The conversation turns to their early days with Black Flag. They say that the band had to book many of its own venues, like the warehouse for the upcoming show. “They had to create it themselves,” Pettibon explains. “It was the beginning of the do-it-yourself thing. There were some others, sure, but Black Flag had a lot to do with starting all of that. They had to, because there wasn't a receptive audience or a formula for how to do this. It was all new. And this whole thing of renting places just continued because when they started playing, the cops would come and so club owners wouldn't touch them. You wouldn't be asked back.”

“Our first shows were really just parties in the South Bay,” Morris adds. “It would be the oddest mix of people. There would be Hell's Angels, all the kids who sold drugs at the Hermosa Pier, cheerleaders with their jock boyfriends. There were a couple of occasions where we could have gotten killed. But we didn't know any better. We never planned anything, like we'll sound like this and look like this. Everything we did in Black Flag, we just kind of stumbled upon it.”

Pettibon clarifies: “That argument that we, or they, were just wandering in the wilderness without any knowledge that what they were doing was meaningful or would last? That wasn't the case, because, I mean, why else would you fucking do it? It's not like you have this adoring audience. But once I heard them I knew it was worth something, and that they had it.”

I ask about the upcoming show, which, along with band and artwork, will feature old friend and skateboard legend Tony Alva playing records. “Raymond is going to do an actual painting on a wall of the warehouse,” Morris explains. “That will be the actual installation. Then some of his other pieces will be blown up and wheat-pasted on the other walls.”

“And besides the music, which is amazing,” Pettibon offers, “there's just this positive energy going on with this. I've been in the game a long time. But this is really cool. I'm excited to be doing it. And I'm doing it because of Keith, so he has a lot to answer for.”

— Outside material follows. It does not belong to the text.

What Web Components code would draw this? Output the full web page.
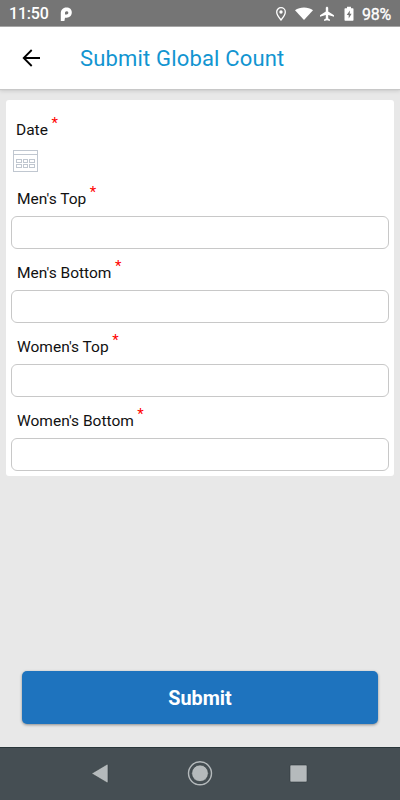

Later on the phone, Off! bassist McDonald recounts how he was initially approached by Morris at a local club. He says it wasn't until he actually heard the songs that he began to get seriously excited. “Keith gave me this CD of just Dimitri wailing on the guitar,” McDonald says. “And I sat in my car listening to it and just thought, Fuck, yeah! It was definitely in the spirit of the early Black Flag. And that kind of makes perfect sense because my band started as sort of underlings of Black Flag.”

When asked how the project seems to have somehow avoided the sense of nostalgia that can plague such endeavors, McDonald says, “Keith is still as pissed off as he was back then. And there's a vitality about that. He's also really good at expressing that outsider feeling. He hasn't lost that at all.”

Earlier in the day, Morris and I are standing in the restaurant parking lot after lunch, watching as Pettibon drives off. Morris is bouncing up and down with excitement, still the kinetic, young singer who stepped up to the mic in that Army jacket all those years ago.

“Did you see how happy Raymond is, how excited he is?” Morris asks. “Man, we've been calling back and forth and talking all the time. I think he's so excited because this takes him back to something that really means something.”